[STATED TASK]: Write out the material again word for word, dropping any images it holds.
####
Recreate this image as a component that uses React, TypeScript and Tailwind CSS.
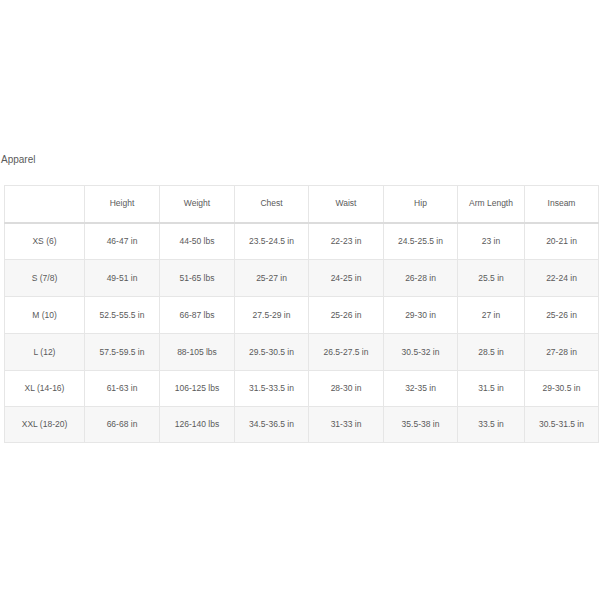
import React from "react";

const headers = ["", "Height", "Weight", "Chest", "Waist", "Hip", "Arm Length", "Inseam"];
const rows = [
  ["XS (6)", "46-47 in", "44-50 lbs", "23.5-24.5 in", "22-23 in", "24.5-25.5 in", "23 in", "20-21 in"],
  ["S (7/8)", "49-51 in", "51-65 lbs", "25-27 in", "24-25 in", "26-28 in", "25.5 in", "22-24 in"],
  ["M (10)", "52.5-55.5 in", "66-87 lbs", "27.5-29 in", "25-26 in", "29-30 in", "27 in", "25-26 in"],
  ["L (12)", "57.5-59.5 in", "88-105 lbs", "29.5-30.5 in", "26.5-27.5 in", "30.5-32 in", "28.5 in", "27-28 in"],
  ["XL (14-16)", "61-63 in", "106-125 lbs", "31.5-33.5 in", "28-30 in", "32-35 in", "31.5 in", "29-30.5 in"],
  ["XXL (18-20)", "66-68 in", "126-140 lbs", "34.5-36.5 in", "31-33 in", "35.5-38 in", "33.5 in", "30.5-31.5 in"],
];
const widths = [80, 75, 75, 74, 75, 74, 67, 74];

export default function App() {
  return (
    <div
      className="w-[600px] h-[600px] bg-white pt-[153px] pl-[4px] text-[#5a5a5a]"
      style={{ fontFamily: '"Liberation Sans", Arial, sans-serif' }}
    >
      <div className="text-[10px] leading-[14px] -ml-[3px] text-[#5a5a5a]">Apparel</div>
      <table className="mt-[18px] border-collapse table-fixed w-[594px] text-[8.5px] text-[#5a5a5a]">
        <colgroup>
          {widths.map((w, i) => (
            <col key={i} style={{ width: w }} />
          ))}
        </colgroup>
        <thead>
          <tr className="h-[37px]">
            {headers.map((h, i) => (
              <th
                key={i}
                className="font-normal text-center border border-[#e6e6e6] border-b-2 border-b-[#dcdcdc] p-0"
              >
                {h}
              </th>
            ))}
          </tr>
        </thead>
        <tbody>
          {rows.map((r, ri) => (
            <tr
              key={ri}
              className={`${ri >= 4 ? "h-[36px]" : "h-[37px]"} ${ri % 2 === 1 ? "bg-[#f7f7f7]" : "bg-white"}`}
            >
              {r.map((c, ci) => (
                <td key={ci} className="text-center border border-[#e6e6e6] p-0">
                  {c}
                </td>
              ))}
            </tr>
          ))}
        </tbody>
      </table>
    </div>
  );
}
####
[WRITTEN RESPONSE]:
Recreate this image as a component that uses React, TypeScript and Tailwind CSS.
import React from "react";

const headers = ["", "Height", "Weight", "Chest", "Waist", "Hip", "Arm Length", "Inseam"];
const rows = [
  ["XS (6)", "46-47 in", "44-50 lbs", "23.5-24.5 in", "22-23 in", "24.5-25.5 in", "23 in", "20-21 in"],
  ["S (7/8)", "49-51 in", "51-65 lbs", "25-27 in", "24-25 in", "26-28 in", "25.5 in", "22-24 in"],
  ["M (10)", "52.5-55.5 in", "66-87 lbs", "27.5-29 in", "25-26 in", "29-30 in", "27 in", "25-26 in"],
  ["L (12)", "57.5-59.5 in", "88-105 lbs", "29.5-30.5 in", "26.5-27.5 in", "30.5-32 in", "28.5 in", "27-28 in"],
  ["XL (14-16)", "61-63 in", "106-125 lbs", "31.5-33.5 in", "28-30 in", "32-35 in", "31.5 in", "29-30.5 in"],
  ["XXL (18-20)", "66-68 in", "126-140 lbs", "34.5-36.5 in", "31-33 in", "35.5-38 in", "33.5 in", "30.5-31.5 in"],
];
const widths = [80, 75, 75, 74, 75, 74, 67, 74];

export default function App() {
  return (
    <div
      className="w-[600px] h-[600px] bg-white pt-[153px] pl-[4px] text-[#5a5a5a]"
      style={{ fontFamily: '"Liberation Sans", Arial, sans-serif' }}
    >
      <div className="text-[10px] leading-[14px] -ml-[3px] text-[#5a5a5a]">Apparel</div>
      <table className="mt-[18px] border-collapse table-fixed w-[594px] text-[8.5px] text-[#5a5a5a]">
        <colgroup>
          {widths.map((w, i) => (
            <col key={i} style={{ width: w }} />
          ))}
        </colgroup>
        <thead>
          <tr className="h-[37px]">
            {headers.map((h, i) => (
              <th
                key={i}
                className="font-normal text-center border border-[#e6e6e6] border-b-2 border-b-[#dcdcdc] p-0"
              >
                {h}
              </th>
            ))}
          </tr>
        </thead>
        <tbody>
          {rows.map((r, ri) => (
            <tr
              key={ri}
              className={`${ri >= 4 ? "h-[36px]" : "h-[37px]"} ${ri % 2 === 1 ? "bg-[#f7f7f7]" : "bg-white"}`}
            >
              {r.map((c, ci) => (
                <td key={ci} className="text-center border border-[#e6e6e6] p-0">
                  {c}
                </td>
              ))}
            </tr>
          ))}
        </tbody>
      </table>
    </div>
  );
}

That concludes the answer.